**Written exercise**
Each line of the listing that contains the word "this" is to be copied.

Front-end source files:

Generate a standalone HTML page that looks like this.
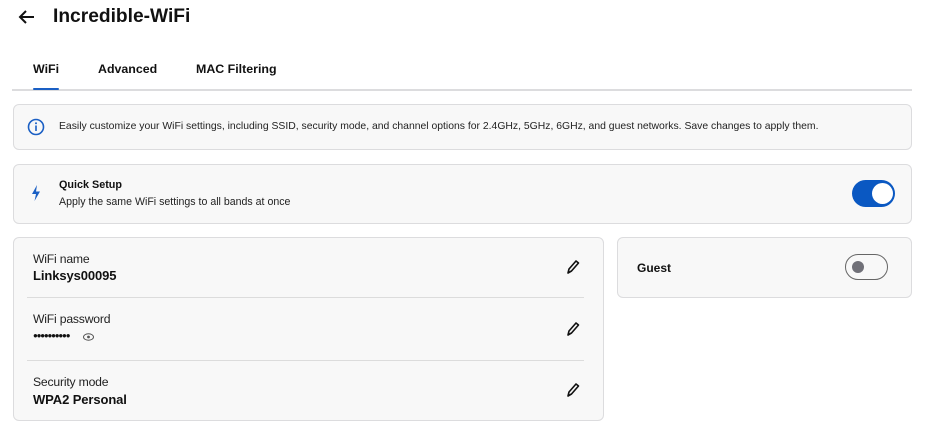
<!DOCTYPE html>
<html><head><style>
body{margin:0;width:938px;height:435px;background:#fff;font-family:"Liberation Sans",sans-serif;color:#111;position:relative;overflow:hidden}
.a{position:absolute}
.box{position:absolute;background:#f8f8f8;border:1.5px solid #dcdcde;border-radius:6px;box-sizing:border-box}
.lbl{font-size:12.2px;color:#222;letter-spacing:-0.2px}
.val{font-size:13px;font-weight:bold;letter-spacing:-0.1px}
.hr{position:absolute;left:27px;width:557px;height:1px;background:#dcdcdc}
</style></head><body>
<svg class="a" style="left:17px;top:9px" width="18" height="16" viewBox="0 0 18 16"><path d="M17 8H3M9 2L3 8l6 6" stroke="#111" stroke-width="2" fill="none"/></svg>
<div class="a" style="left:53px;top:6px;font-size:19.2px;font-weight:bold">Incredible-WiFi</div>
<div class="a" style="left:33px;top:62px;font-size:12.4px;font-weight:bold">WiFi</div>
<div class="a" style="left:98px;top:62px;font-size:12.4px;font-weight:bold">Advanced</div>
<div class="a" style="left:196px;top:62px;font-size:12.4px;font-weight:bold">MAC Filtering</div>
<div class="a" style="left:12px;top:89px;width:900px;height:1.5px;background:#dcdcde"></div>
<div class="a" style="left:33px;top:87.5px;width:26px;height:2.5px;background:#1a5fc4;border-radius:1px"></div>
<div class="box" style="left:13px;top:104px;width:899px;height:46px"></div>
<svg class="a" style="left:27px;top:118px" width="18" height="18" viewBox="0 0 18 18"><circle cx="9" cy="9" r="7.5" stroke="#1a5fc4" stroke-width="1.6" fill="none"/><rect x="8.2" y="7.5" width="1.6" height="5.5" fill="#1a5fc4"/><circle cx="9" cy="5.3" r="1" fill="#1a5fc4"/></svg>
<div class="a" style="left:59px;top:121px;font-size:10.4px;color:#222">Easily customize your WiFi settings, including SSID, security mode, and channel options for 2.4GHz, 5GHz, 6GHz, and guest networks. Save changes to apply them.</div>
<div class="box" style="left:13px;top:164px;width:899px;height:60px"></div>
<svg class="a" style="left:31px;top:185px" width="10" height="16" viewBox="0 0 10 16"><path d="M6 0L1 9h4l-1.5 7L9 6.5H5z" fill="#1a5fc4"/></svg>
<div class="a" style="left:59px;top:179px;font-size:10.8px;font-weight:bold">Quick Setup</div>
<div class="a" style="left:59px;top:196px;font-size:10.6px;color:#222">Apply the same WiFi settings to all bands at once</div>
<div class="a" style="left:852px;top:180px;width:43px;height:27px;border-radius:14px;background:#0a58c2"></div>
<div class="a" style="left:872px;top:183px;width:21px;height:21px;border-radius:50%;background:#fff"></div>
<div class="box" style="left:13px;top:237px;width:591px;height:184px"></div>
<div class="a lbl" style="left:33px;top:252px">WiFi name</div>
<div class="a val" style="left:33px;top:268px">Linksys00095</div>
<div class="hr" style="top:297px"></div>
<div class="a lbl" style="left:33px;top:312px">WiFi password</div>
<div class="a" style="left:33px;top:331px;font-size:8px;letter-spacing:-1.2px">●●●●●●●●●●</div>
<svg class="a" style="left:83px;top:333px" width="11" height="8" viewBox="0 0 11 8"><ellipse cx="5.5" cy="4" rx="5" ry="3.2" stroke="#555" fill="none"/><circle cx="5.5" cy="4" r="1.4" fill="#555"/></svg>
<div class="hr" style="top:360px"></div>
<div class="a lbl" style="left:33px;top:375px">Security mode</div>
<div class="a val" style="left:33px;top:392px">WPA2 Personal</div>
<svg class="a" style="left:566px;top:259px" width="14" height="16" viewBox="0 0 14 16"><path d="M2 14l1-4 7-8 2.5 2-7 8z" stroke="#111" stroke-width="1.6" fill="none" stroke-linejoin="round"/></svg>
<svg class="a" style="left:566px;top:321px" width="14" height="16" viewBox="0 0 14 16"><path d="M2 14l1-4 7-8 2.5 2-7 8z" stroke="#111" stroke-width="1.6" fill="none" stroke-linejoin="round"/></svg>
<svg class="a" style="left:566px;top:382px" width="14" height="16" viewBox="0 0 14 16"><path d="M2 14l1-4 7-8 2.5 2-7 8z" stroke="#111" stroke-width="1.6" fill="none" stroke-linejoin="round"/></svg>
<div class="box" style="left:617px;top:237px;width:295px;height:61px"></div>
<div class="a" style="left:637px;top:261px;font-size:12px;font-weight:bold">Guest</div>
<div class="a" style="left:845px;top:254px;width:43px;height:26px;border-radius:13px;border:1.5px solid #666;box-sizing:border-box;background:#f8f8f8"></div>
<div class="a" style="left:852px;top:261px;width:12px;height:12px;border-radius:50%;background:#707078"></div>
</body></html>
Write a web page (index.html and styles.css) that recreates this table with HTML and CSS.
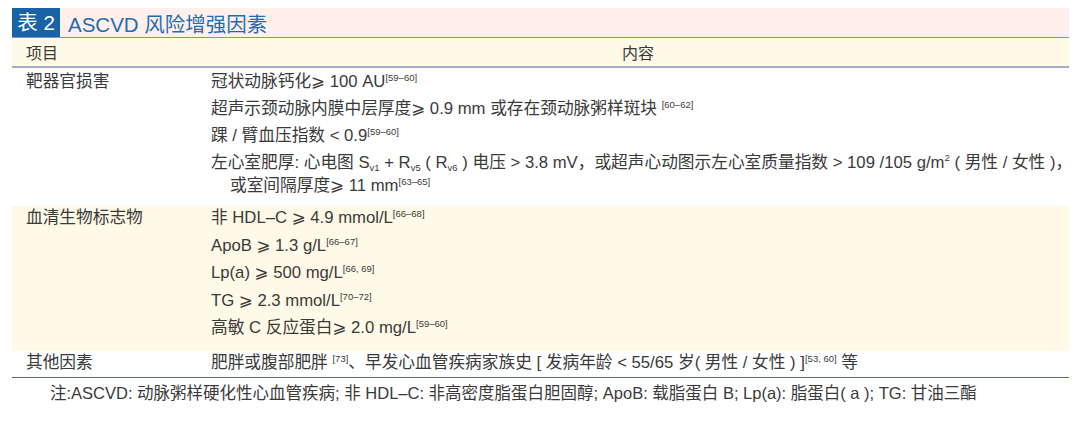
FILE: index.html
```html
<!DOCTYPE html>
<html lang="zh-CN">
  <head>
    <meta charset="UTF-8" />
    <meta name="viewport" content="width=device-width, initial-scale=1.0" />
    <title>表 2 ASCVD 风险增强因素</title>
    <link rel="stylesheet" href="styles.css">
  </head>
  <body>
    <div class="sheet">
      <div class="caption">
        <span class="tag">表 2</span>
        <span class="caption-text">ASCVD 风险增强因素</span>
      </div>

      <table class="factors">
        <thead>
          <tr>
            <th class="col-item">项目</th>
            <th class="col-content">内容</th>
          </tr>
        </thead>
        <tbody>
          <tr class="row-organ">
            <td class="col-item">靶器官损害</td>
            <td class="col-content">
              <div class="line">冠状动脉钙化⩾ 100 AU<sup>[59–60]</sup></div>
              <div class="line">超声示颈动脉内膜中层厚度⩾ 0.9 mm 或存在颈动脉粥样斑块 <sup>[60–62]</sup></div>
              <div class="line">踝 / 臂血压指数 &lt; 0.9<sup>[59–60]</sup></div>
              <div class="line">左心室肥厚: 心电图 S<sub>v1</sub> + R<sub>v5</sub> ( R<sub>v6</sub> ) 电压 &gt; 3.8 mV，或超声心动图示左心室质量指数 &gt; 109 /105 g/m<sup class="pow">2</sup> ( 男性 / 女性 )，</div>
              <div class="line wrap">或室间隔厚度⩾ 11 mm<sup>[63–65]</sup></div>
            </td>
          </tr>
          <tr class="row-serum">
            <td class="col-item">血清生物标志物</td>
            <td class="col-content">
              <div class="line">非 HDL–C ⩾ 4.9 mmol/L<sup>[66–68]</sup></div>
              <div class="line">ApoB ⩾ 1.3 g/L<sup>[66–67]</sup></div>
              <div class="line">Lp(a) ⩾ 500 mg/L<sup>[66, 69]</sup></div>
              <div class="line">TG ⩾ 2.3 mmol/L<sup>[70–72]</sup></div>
              <div class="line">高敏 C 反应蛋白⩾ 2.0 mg/L<sup>[59–60]</sup></div>
            </td>
          </tr>
          <tr class="row-other">
            <td class="col-item">其他因素</td>
            <td class="col-content">
              <div class="line">肥胖或腹部肥胖 <sup>[73]</sup>、早发心血管疾病家族史 [ 发病年龄 &lt; 55/65 岁( 男性 / 女性 ) ]<sup>[53, 60]</sup> 等</div>
            </td>
          </tr>
        </tbody>
      </table>

      <p class="note">注:ASCVD: 动脉粥样硬化性心血管疾病; 非 HDL–C: 非高密度脂蛋白胆固醇; ApoB: 载脂蛋白 B; Lp(a): 脂蛋白( a ); TG: 甘油三酯</p>
    </div>
  </body>
</html>
```

FILE: styles.css
```css
body {
  margin: 0;
  background-color: #ffffff;
  font-family: "Liberation Sans", "Noto Sans CJK SC", "DejaVu Sans", sans-serif;
  color: #3a3a3a;
}

.sheet {
  width: 1057px;
  margin: 8px 0 0 12px;
}

.caption {
  display: flex;
  align-items: center;
  height: 29px;
  background-color: #fff0eb;
  border-bottom: 1px solid #7d8fc4;
}

.tag {
  width: 48px;
  height: 29px;
  line-height: 29px;
  text-align: center;
  background-color: #1763a6;
  color: #ffffff;
  font-size: 20.5px;
}

.caption-text {
  margin-left: 8px;
  color: #1f6db0;
  font-size: 20.5px;
}

.factors {
  width: 100%;
  table-layout: fixed;
  border-collapse: collapse;
  font-size: 16.7px;
}

.factors th {
  height: 28px;
  padding: 0;
  font-size: 16px;
  font-weight: normal;
  background-color: #fff9e7;
  border-bottom: 2px solid #a4aeca;
}

.factors th.col-item {
  width: 173px;
  text-align: left;
  padding-left: 14px;
}

.factors th.col-content {
  padding-left: 8px;
}

.factors td {
  padding: 0;
  vertical-align: top;
}

.factors td.col-item {
  padding-left: 14px;
  line-height: 23px;
}

.factors td.col-content {
  padding-left: 12px;
}

.line {
  line-height: 23px;
  height: 23px;
  margin-bottom: 4px;
  white-space: nowrap;
}

.line.wrap {
  margin-top: -4px;
  padding-left: 19px;
}

.row-organ td {
  padding-top: 2px;
  padding-bottom: 5px;
}

.row-serum td {
  background-color: #fff9e7;
  padding-top: 0;
  padding-bottom: 7px;
}

.row-serum .line {
  margin-bottom: 4.5px;
}

.row-other td {
  padding-top: 0;
  padding-bottom: 0;
  border-bottom: 1.5px solid #5366ab;
}

.row-other .line {
  margin-bottom: 3px;
}

sup {
  font-size: 9.5px;
  vertical-align: 6px;
  line-height: 0;
}

sup.pow {
  font-size: 9.5px;
  vertical-align: 7px;
}

sub {
  font-size: 9.5px;
  vertical-align: -3px;
  line-height: 0;
}

.note {
  margin: 4px 0 0 38px;
  font-size: 16.5px;
  line-height: 23px;
}
```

**Written answer**
Generate a standalone HTML page that looks like this.
Write a web page (index.html and styles.css) that recreates this table with HTML and CSS.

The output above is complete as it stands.